Defending the call for a cancer moonshot

In his last state of the union address, President Obama reinvigorated the nation’s interest in a long-sidelined disease/s: cancer. A call for a moonshot was announced, and the president in his address said, “I’m putting Joe in charge of mission control.” The last time such a national commitment towards this illness was announced was by the efforts of a cancer advocate, Mary Lasker. She advocated fiercely, and the National Cancer Act was signed by President Nixon. Passage of the Act increased federal efforts to fight cancer. It created the National Cancer Program, which is led by the National Cancer Institute. It ensured a steady stream of funding for cancer researchers. The sad part is that it all happened in 1971 — a whopping 35 years ago; I wasn’t even born then! Since then, the cancer funding has been slipping down slowly. Adjusting for inflation, NIH funding is down 20 percent just over the last decade.

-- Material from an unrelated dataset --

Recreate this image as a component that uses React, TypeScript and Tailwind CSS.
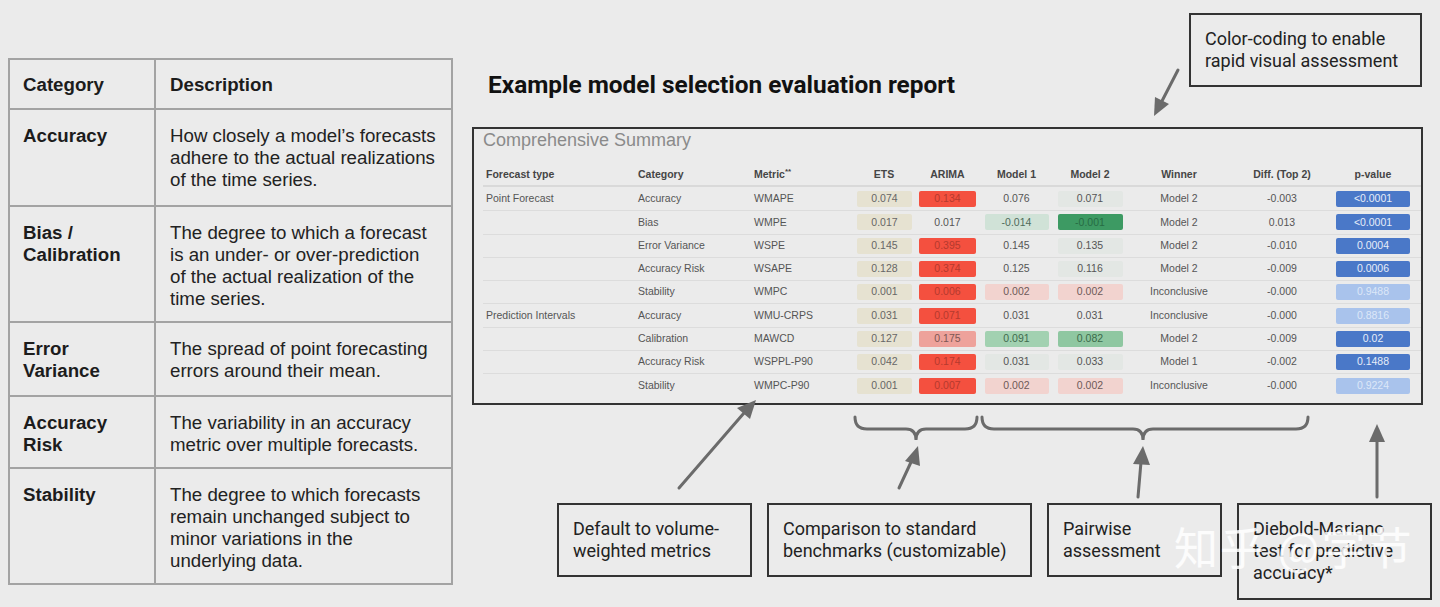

The president’s announcement and the vice-president’s commitment should have been welcome news for the country, especially the cancer community. But this initiative met with a considerable amount of criticism. The New York Times criticized the ambition with the headline: “Moonshot to Cure Cancer, to Be Led by Biden, Relies on Outmoded View of Disease.” Oncologists took social media by storm, calling the initiative unrealistic. The major source of outcry is referring to cancer as one disease entity.

Research in the past few decades has shed unprecedented light on cancer. We oncologists now believe that cancer is not just one disease, but hundreds, maybe thousands of different diseases. Each cancer or each disease, in need of a distinct treatment option. For example, treatment of breast cancer is very different from a blood cancer. More so, there is tremendous variation within the cancers affecting one organ or a body part. Hormone receptor positive breast cancer is as different from hormone receptor negative breast cancer, as the city of New York is from the city of Los Angeles: each having their own distinct character, behavior and needs.  That being said, good luck explaining this to the average Joe out there listening to the State of Union address. The technicality of this disease is very hard to convey to a lay person. It took us decades to understand the heterogeneity of cancer; we should not expect the lay public to understand this overnight.

People have been critical of the use of the word “cure’” in the moonshot. When Mr. Biden announced from the Rose Garden that he is not seeking a run for the president’s office and that he is initiating a campaign to “cure cancer, as we know it,” more than a few eyebrows were raised. Words like “American jingoism,” and “nebulous concept” were used.

In the world of oncology, the word “cure” has a very different meaning than what is understood outside of the medical sphere. Put simply, cure means never hearing back from cancer ever again. The other word, which we oncologists commonly use, is “treat.” Treatable cancers are the ones, where the treatments are likely to prolong the patients’ lives, but cancer will ultimately shorten their lifespans. Most of us believe that we are currently at an inflection point in science, where a majority of the cancers going forward would be “treatable,” while “cure” remains an ideal goal. The use of the “C” word, not cancer, but cure, has the medical community all riled up. Once again, the technicality of this distinction is nuanced, which may be hard to convey to the average Joe out there.

While the dollar amount committed to this valiant effort may appear small (around $800 million, in an industry where billion dollar biotech debacles are commonplace), we must welcome the expertise that the VP brings. In a recent meeting with cancer researchers about breaking down the silos in cancer care and exploring combination treatments, the VP said, “The overwhelming inclination of all of you is if you combine the two it may be better, but getting that done is like, y’know, getting a nuclear deal with Iran, only we were more successful. The science is ready. We have to figure out a way to share information more.”

Biden’s skills as a convener and collaborator could make a lasting difference in accelerating research.  He hopes to streamline cancer funding and remove the red-tape involved in getting funding for the researchers. In his characteristic witty way, he said, “We slow down our best young minds before they can get their own grants, and when they do, they spend a third of their time on grant writing. It is like asking Derek Jeter to take a year off to sell bonds to build Yankee Stadium.”

Some may call this initiative overly ambitious, but if we go by history, our last moonshot was a success. And I am certainly hoping for the same this time.

Saurabh Dahiya is a hematology-oncology fellow.